A bluish haze hung over the narrow streets of the French Quarter. The strong odor of roasting coffee overwhelmed all others. The aroma and the scene reminded me of my school days in France. This was like the old quarter of Tours, where they roasted coffee at the spice shops each afternoon.
I emerged on Canal Street to a more modern scene, a crowded scene. I deliberately stopped many white men to ask the direction to Dryades in order to get their reaction. Invariably they were courteous and helpful.
On Dryades, the whites thinned and I saw more and more Negroes in the street. A church came into view on my right, its tower rising up past a bridge heavy with traffic. A sign told me it was St. John the Baptist Catholic Church, one of the oldest in New Orleans. I mounted the steps and pulled open one of the heavy doors. Street noises were muffled with its closing. A faint
fragrance of incense drifted to me in the deep silence. Soft, warm light filtered through magnificent stained-glass windows in the church proper. Far to the front I saw the dim figure of a Negro woman making the Stations of the Cross. A few men knelt here and there in the vast structure. Votive candles burned feebly in blue and red clusters before statues of St. Joseph and the Virgin Mary. I rested in a pew, leaning forward, my forehead against the bench in front, my hands in my lap. At home my wife and children were probably having their evening baths, safe against the dusk and the cold. I thought of the house, so full of light and talk, and wondered what they would have for supper. Perhaps even now soup simmered on the kitchen stove. Opening my eyes, I looked down at my hands and saw each dark pore, each black wrinkle in the hairless flesh. How white by contrast the image came to me of my wife and children. Their faces, their flesh shimmered with whiteness and they seemed so much a part of another life, so separated from me now that I felt consumed with loneliness. Rosary beads rattled against one of the pews, loud in the stillness. Perceptibly the light dimmed through the windows and the candles grew brighter.

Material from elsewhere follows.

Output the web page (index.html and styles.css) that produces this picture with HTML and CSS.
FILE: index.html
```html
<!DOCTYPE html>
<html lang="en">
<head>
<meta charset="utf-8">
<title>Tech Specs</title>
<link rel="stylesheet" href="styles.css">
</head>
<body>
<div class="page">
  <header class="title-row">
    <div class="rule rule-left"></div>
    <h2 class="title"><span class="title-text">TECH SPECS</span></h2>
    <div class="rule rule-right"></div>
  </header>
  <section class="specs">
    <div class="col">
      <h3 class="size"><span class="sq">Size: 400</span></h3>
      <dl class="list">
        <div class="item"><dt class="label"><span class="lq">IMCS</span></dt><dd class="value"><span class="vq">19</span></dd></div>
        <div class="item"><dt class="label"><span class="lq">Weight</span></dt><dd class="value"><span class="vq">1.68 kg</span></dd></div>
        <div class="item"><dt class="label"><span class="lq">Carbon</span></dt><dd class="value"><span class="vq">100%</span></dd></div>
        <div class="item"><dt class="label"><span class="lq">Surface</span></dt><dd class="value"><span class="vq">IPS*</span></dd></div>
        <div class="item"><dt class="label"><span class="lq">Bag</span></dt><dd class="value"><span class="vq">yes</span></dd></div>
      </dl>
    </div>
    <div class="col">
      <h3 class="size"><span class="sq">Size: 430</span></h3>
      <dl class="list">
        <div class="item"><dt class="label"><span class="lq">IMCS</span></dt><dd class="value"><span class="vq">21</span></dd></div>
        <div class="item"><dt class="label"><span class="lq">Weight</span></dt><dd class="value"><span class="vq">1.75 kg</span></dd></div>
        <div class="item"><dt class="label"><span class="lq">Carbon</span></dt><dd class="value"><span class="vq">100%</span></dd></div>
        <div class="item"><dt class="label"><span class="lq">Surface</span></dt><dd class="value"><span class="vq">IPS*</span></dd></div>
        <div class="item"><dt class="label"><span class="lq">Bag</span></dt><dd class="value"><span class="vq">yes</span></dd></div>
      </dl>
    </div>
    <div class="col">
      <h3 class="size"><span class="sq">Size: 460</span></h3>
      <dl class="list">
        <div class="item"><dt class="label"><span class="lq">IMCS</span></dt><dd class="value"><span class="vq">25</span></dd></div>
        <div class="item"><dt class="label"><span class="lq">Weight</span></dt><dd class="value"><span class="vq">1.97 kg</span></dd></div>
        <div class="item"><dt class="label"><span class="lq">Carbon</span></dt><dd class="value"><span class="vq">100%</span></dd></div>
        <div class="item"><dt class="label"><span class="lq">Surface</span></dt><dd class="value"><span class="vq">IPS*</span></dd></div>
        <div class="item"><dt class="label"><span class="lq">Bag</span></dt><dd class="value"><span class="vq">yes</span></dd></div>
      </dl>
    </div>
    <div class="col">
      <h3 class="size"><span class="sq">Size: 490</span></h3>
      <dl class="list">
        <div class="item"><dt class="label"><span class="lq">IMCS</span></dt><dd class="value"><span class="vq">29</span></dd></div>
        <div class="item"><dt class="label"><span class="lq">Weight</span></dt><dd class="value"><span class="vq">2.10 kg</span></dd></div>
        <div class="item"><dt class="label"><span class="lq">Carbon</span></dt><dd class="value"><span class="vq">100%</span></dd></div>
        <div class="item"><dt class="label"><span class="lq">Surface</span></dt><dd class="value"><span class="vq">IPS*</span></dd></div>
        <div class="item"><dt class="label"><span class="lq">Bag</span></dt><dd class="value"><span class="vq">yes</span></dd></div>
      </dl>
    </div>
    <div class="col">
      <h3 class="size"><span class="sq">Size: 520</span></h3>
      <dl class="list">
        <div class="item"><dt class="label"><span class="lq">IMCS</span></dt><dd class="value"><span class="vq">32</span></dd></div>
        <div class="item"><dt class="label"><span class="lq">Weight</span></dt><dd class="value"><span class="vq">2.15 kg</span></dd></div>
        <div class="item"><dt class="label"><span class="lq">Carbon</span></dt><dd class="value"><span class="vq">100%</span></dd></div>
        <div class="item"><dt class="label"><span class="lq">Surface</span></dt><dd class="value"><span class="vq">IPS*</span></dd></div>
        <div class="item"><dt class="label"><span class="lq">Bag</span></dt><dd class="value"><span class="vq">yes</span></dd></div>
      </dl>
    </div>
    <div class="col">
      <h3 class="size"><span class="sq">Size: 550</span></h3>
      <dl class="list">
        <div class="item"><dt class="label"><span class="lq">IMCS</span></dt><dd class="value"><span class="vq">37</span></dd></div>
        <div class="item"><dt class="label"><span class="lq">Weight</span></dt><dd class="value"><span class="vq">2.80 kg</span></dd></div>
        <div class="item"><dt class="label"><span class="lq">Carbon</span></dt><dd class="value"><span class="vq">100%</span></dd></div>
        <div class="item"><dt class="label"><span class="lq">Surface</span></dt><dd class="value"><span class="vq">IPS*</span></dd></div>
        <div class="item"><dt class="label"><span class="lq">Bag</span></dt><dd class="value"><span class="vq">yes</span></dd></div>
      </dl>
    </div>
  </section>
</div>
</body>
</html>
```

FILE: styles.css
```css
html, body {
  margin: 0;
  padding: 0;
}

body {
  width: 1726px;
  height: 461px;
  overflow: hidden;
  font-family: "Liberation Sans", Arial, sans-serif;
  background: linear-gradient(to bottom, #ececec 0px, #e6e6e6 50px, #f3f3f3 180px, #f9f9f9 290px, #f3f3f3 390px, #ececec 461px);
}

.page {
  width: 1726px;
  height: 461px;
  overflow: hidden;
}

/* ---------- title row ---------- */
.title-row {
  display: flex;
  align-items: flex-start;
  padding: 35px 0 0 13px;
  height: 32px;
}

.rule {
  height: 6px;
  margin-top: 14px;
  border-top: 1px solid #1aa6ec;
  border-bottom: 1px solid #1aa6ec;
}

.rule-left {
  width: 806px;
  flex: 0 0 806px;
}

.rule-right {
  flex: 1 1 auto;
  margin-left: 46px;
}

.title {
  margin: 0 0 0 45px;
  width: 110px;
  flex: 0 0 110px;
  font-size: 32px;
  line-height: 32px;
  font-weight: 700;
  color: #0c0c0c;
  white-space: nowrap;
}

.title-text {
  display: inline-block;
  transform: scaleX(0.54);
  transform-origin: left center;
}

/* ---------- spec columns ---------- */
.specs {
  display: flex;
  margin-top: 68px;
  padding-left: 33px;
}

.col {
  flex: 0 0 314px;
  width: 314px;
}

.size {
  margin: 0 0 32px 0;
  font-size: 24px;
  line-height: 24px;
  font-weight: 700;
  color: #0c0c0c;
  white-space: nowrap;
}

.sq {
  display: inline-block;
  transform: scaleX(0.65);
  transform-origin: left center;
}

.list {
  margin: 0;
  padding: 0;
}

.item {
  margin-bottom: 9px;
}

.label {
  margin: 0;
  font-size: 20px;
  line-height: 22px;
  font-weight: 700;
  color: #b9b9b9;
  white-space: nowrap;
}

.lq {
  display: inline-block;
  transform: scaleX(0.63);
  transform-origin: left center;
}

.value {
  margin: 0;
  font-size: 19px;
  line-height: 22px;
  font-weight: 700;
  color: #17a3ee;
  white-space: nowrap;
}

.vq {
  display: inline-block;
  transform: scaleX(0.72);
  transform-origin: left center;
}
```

Dreading the thought of spending another night in some cheap hotel if I could not get a room at the Y, I considered hiding in the church and sleeping there in one of the pews. The idea appealed to me so strongly I had to cast it off by force. I got to my feet and walked out into the dusk shot with car lights rushing in each direction.
The YMCA was filled to capacity, but the young man behind the desk suggested they had a list of nice homes where a man could rent a room. He kindly offered to telephone some of these. While waiting, I had a cup of coffee in the YMCA Coffee Shop, an attractive, modern place run by an elderly man who spoke with great elegance and courtesy. The young man at the desk came and told me he had arranged for a room in a private home next door to the Y. He assured me it was nice there, and that the widow who owned it was trustworthy in every way.
I carried my bags next door and met Mrs. Davis, a middle-aged woman of great kindness. She led me upstairs to a back room
that was spotlessly clean and comfortably furnished. We arranged for a brighter lamp so I could work. She told me she had only one other roomer, a quiet gentleman who worked nights and whom I should probably never see. The kitchen was next to my room, and beyond that was the bathroom. I paid the three-dollar charge in advance, unpacked and returned to the YMCA Coffee Shop, which turned out to be the meeting place of the city’s important men. There I met a much more educated and affluent class, older men who brought me into the conversation. We sat around a U-shaped counter drinking coffee. The talk was focused exclusively on “the problem” and the forthcoming elections. The café proprietor introduced me to the Reverend A.L. Davis and one of his colleagues, Mr. Gayle, a civic leader and bookstore-owner, and a number of others.
My feeling of disorientation diminished for a time.
When asked what I did, I told them I was a writer, touring the South to make a study of conditions.
“Well, what do you think?” the Reverend Mr. Davis asked.
“I’ve only begun,” I said. “But so far it’s much better than I expected to find. I’ve been shown many courtesies by the whites.”
“Oh, we’ve made strides,” he said. “But we’ve got to do a lot better. Then, too, New Orleans is more enlightened than anyplace else in the state - or in the South.”
“Why is that, I wonder?” I asked.
“Well, it’s far more cosmopolitan, for one thing. And it’s got a strong Catholic population,” he said. “A white man can show you courtesies without fearing some neighbor will call him a ‘nigger-lover’ like they do in other places.”
“What do you see as our biggest problem, Mr. Griffin?” Mr. Gayle asked.
“Lack of unity.”
“That’s it,” said the elderly man who ran the café. “Until we as a race can learn to rise together, we’ll never get anywhere. That’s our trouble. We work against one another instead of together. Now you take dark Negroes like you, Mr. Griffin, and me,” he went on. “We’re old Uncle Toms to our people, no matter how much education and morals we’ve got. No, you have to be almost a
mulatto, have your hair conked and all slicked out and look like a Valentino. Then the Negro will look up to you. You’ve got
class
. Isn’t that a pitiful hero-type?”
“And the white man knows that,” Mr. Davis said.
“Yes,” the café-owner continued. “He
utilizes
this knowledge to flatter some of us, tell us we’re above our people, not like most Negroes. We’re so stupid we fall for it and work against our own. Why, if we’d work just half as hard to boost our race as we do to please whites whose attentions flatter us, we’d really get somewhere.”